All of these different fields use Monte Carlo methods to gain a deeper understanding of complex problems.

A first example – calculating π

As a first example of how Monte Carlo methods work, we’re going to do something maybe a little silly and calculate \pi. To see how we can do this using Monte Carlo:

  1. Consider a square that’s one meter on a side. Call the horizontal direction x and the vertical direction y.
    A square 1m on a side
    A square 1m on a side
  2. Inside the square, let’s put a circle. Since the circle is 1 m in diameter, it has a radius of half a meter.
    A circle of diameter 1 m inside a 1m square.
    A circle of diameter 1 m inside a 1m square.
  3. Now, the area of the circle divided by the area of the square is

        \[ \frac{A_{circle}}{A_{square}} = \frac{\pi r^2}{s^2}. \]

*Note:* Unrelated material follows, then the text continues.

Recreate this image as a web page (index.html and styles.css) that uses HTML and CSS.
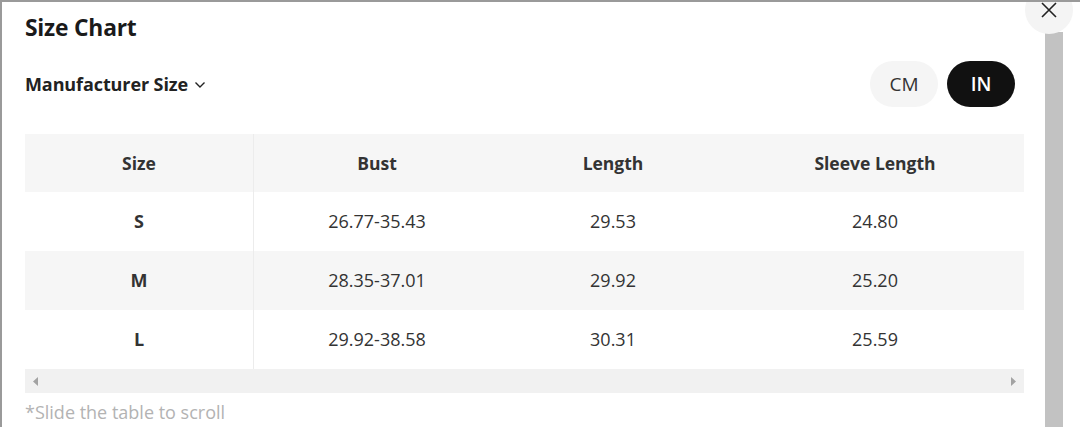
FILE: index.html
```html
<!DOCTYPE html>
<html>
<head>
<meta charset="utf-8">
<link rel="stylesheet" href="styles.css">
</head>
<body>
<div class="frame">
  <div class="content">
    <h1 class="title">Size Chart</h1>
    <div class="toolbar">
      <div class="mfr">Manufacturer Size
        <svg class="chev" width="12" height="8" viewBox="0 0 12 8"><path d="M1.5 1.5 L6 6 L10.5 1.5" fill="none" stroke="#222" stroke-width="1.4"/></svg>
      </div>
      <div class="units">
        <span class="pill">CM</span>
        <span class="pill active">IN</span>
      </div>
    </div>
    <div class="table-wrap">
      <div class="table">
        <div class="row head">
          <div class="cell first">Size</div>
          <div class="cell c2">Bust</div>
          <div class="cell c3">Length</div>
          <div class="cell c4">Sleeve Length</div>
        </div>
        <div class="row">
          <div class="cell first">S</div>
          <div class="cell c2">26.77-35.43</div>
          <div class="cell c3">29.53</div>
          <div class="cell c4">24.80</div>
        </div>
        <div class="row alt">
          <div class="cell first">M</div>
          <div class="cell c2">28.35-37.01</div>
          <div class="cell c3">29.92</div>
          <div class="cell c4">25.20</div>
        </div>
        <div class="row">
          <div class="cell first">L</div>
          <div class="cell c2">29.92-38.58</div>
          <div class="cell c3">30.31</div>
          <div class="cell c4">25.59</div>
        </div>
      </div>
      <div class="hscroll">
        <svg width="6" height="9" viewBox="0 0 6 9"><path d="M5 0 L0 4.5 L5 9 Z" fill="#a3a3a3"/></svg>
        <svg width="6" height="9" viewBox="0 0 6 9"><path d="M1 0 L6 4.5 L1 9 Z" fill="#a3a3a3"/></svg>
      </div>
    </div>
    <p class="note">*Slide the table to scroll</p>
  </div>
  <div class="vscroll"><div class="thumb"></div></div>
  <button class="close" aria-label="close">
    <svg width="16" height="16" viewBox="0 0 16 16"><path d="M1 1 L15 15 M15 1 L1 15" stroke="#222" stroke-width="1.6" fill="none"/></svg>
  </button>
</div>
</body>
</html>
```

FILE: styles.css
```css
* { box-sizing: border-box; }
html, body { margin: 0; padding: 0; background: #fff; }
body {
  font-family: "Open Sans", "Noto Sans", sans-serif;
  color: #222;
  width: 1080px;
  height: 427px;
  overflow: hidden;
}
.frame {
  position: relative;
  display: flex;
  height: 427px;
  border-top: 2px solid #9a9a9a;
  border-left: 2px solid #9a9a9a;
  overflow: hidden;
}
.content {
  width: 1022px;
  padding-left: 23px;
}
.title {
  margin: 11px 0 0;
  font-size: 22.8px;
  font-weight: 700;
  line-height: 30px;
  color: #1a1a1a;
  letter-spacing: -0.2px;
}
.toolbar {
  display: flex;
  justify-content: space-between;
  align-items: center;
  margin-top: 18px;
  height: 46px;
  padding-right: 9px;
}
.mfr {
  font-size: 18px;
  font-weight: 700;
  color: #222;
  display: flex;
  align-items: center;
  gap: 6px;
  letter-spacing: -0.1px;
}
.chev { margin-top: 2px; }
.units {
  display: flex;
  gap: 9px;
}
.pill {
  width: 68px;
  height: 46px;
  border-radius: 23px;
  background: #f5f5f5;
  color: #333;
  font-size: 19px;
  display: flex;
  align-items: center;
  justify-content: center;
}
.pill.active {
  background: #111;
  color: #fff;
  font-weight: 600;
}
.table-wrap {
  margin-top: 27px;
  width: 999px;
}
.table { width: 999px; }
.row {
  display: grid;
  grid-template-columns: 229px 246px 226px 298px;
  height: 59px;
  background: #fff;
}
.row.head { height: 58px; background: #f6f6f6; }
.row.alt { background: #f6f6f6; }
.cell {
  display: flex;
  align-items: center;
  justify-content: center;
  font-size: 18px;
  color: #333;
  padding-bottom: 1px;
}
.cell.first {
  font-weight: 700;
  border-right: 1px solid #ececec;
}
.head .cell { font-weight: 700; color: #333; font-size: 17.5px; }
.hscroll {
  height: 24px;
  background: #f1f1f1;
  display: flex;
  align-items: center;
  justify-content: space-between;
  padding: 0 8px;
}
.note {
  margin: 7px 0 0;
  font-size: 18px;
  color: #b3b3b3;
  line-height: 24px;
}
.vscroll {
  margin-left: 20px;
  margin-top: 30px;
  width: 20px;
  background: #fff;
  padding: 0 1px;
}
.thumb {
  height: 100%;
  background: #c2c2c2;
}
.close {
  position: absolute;
  top: -16px;
  left: 1023px;
  width: 48px;
  height: 48px;
  border-radius: 50%;
  border: 0;
  background: #f4f4f4;
  display: flex;
  align-items: flex-end;
  justify-content: center;
  padding: 0 0 16px;
}
```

      In our case, the radius is 0.5m and the side is 1m, so the ratio of areas is

        \[ \frac{A_{circle}}{A_{square}} = \frac{\pi (0.5)^2}{(1)^2}. \]

    Which, when you simplify it is

        \[ \frac{A_{circle}}{A_{square}} = \frac{\pi}{4}. \]

  4. Now, we throw a dart (or in a computer, we choose a random x and y value each between 0 and 1). Let’s say that for this first dart, we get a very large x and a very small y, so the dart lands in the outer corner.  We then check to see is the dart inside the circle. Obviously, if you’re doing physical darts you can actually see, but if you’re doing calculation well you would check to see if

        \[ \sqrt{x^2 + y^2} < 0.5. \]

    If that is the case, then the dart is inside the circle. We now have one dart thrown and none inside the circle.

    A dart thrown at our circle inscribed in a square. The dart lands outside the circle, but inside the square.
    A dart thrown at our circle inscribed in a square. The dart lands outside the circle, but inside the square.
    Darts thrown Darts inside circle
    1 0
  5. Now, throw another dart and repeat the process. Let’s say this dart lands inside the circle. As a result, we now have two darts thrown and one inside.
    A second dart thrown at the circle inscribed in a square. This one lands inside the circle.
    A second dart thrown at the circle inscribed in a square. This one lands inside the circle.
    Darts thrown Darts inside circle
    2 1
  6. If you do a bunch of darts, the number of darts inside divided by the number outside will be the area of the circle divided by the area of the square. Think about it in terms of probability: you’re throwing darts at random
    the number of darts that landed in the circle divided by the number of darts that land in the square is going to be the ratio of their areas. As we have already seen, this ratio is \pi/4. If you do this for a bunch of darts, a bunch of dots in a computer, once you get to a couple hundred thousand you start to get a relatively reasonable approximation for \pi.
Calculate pi with 30,000 darts.
After 30,000 “darts” a decent approximation for pi is achieved.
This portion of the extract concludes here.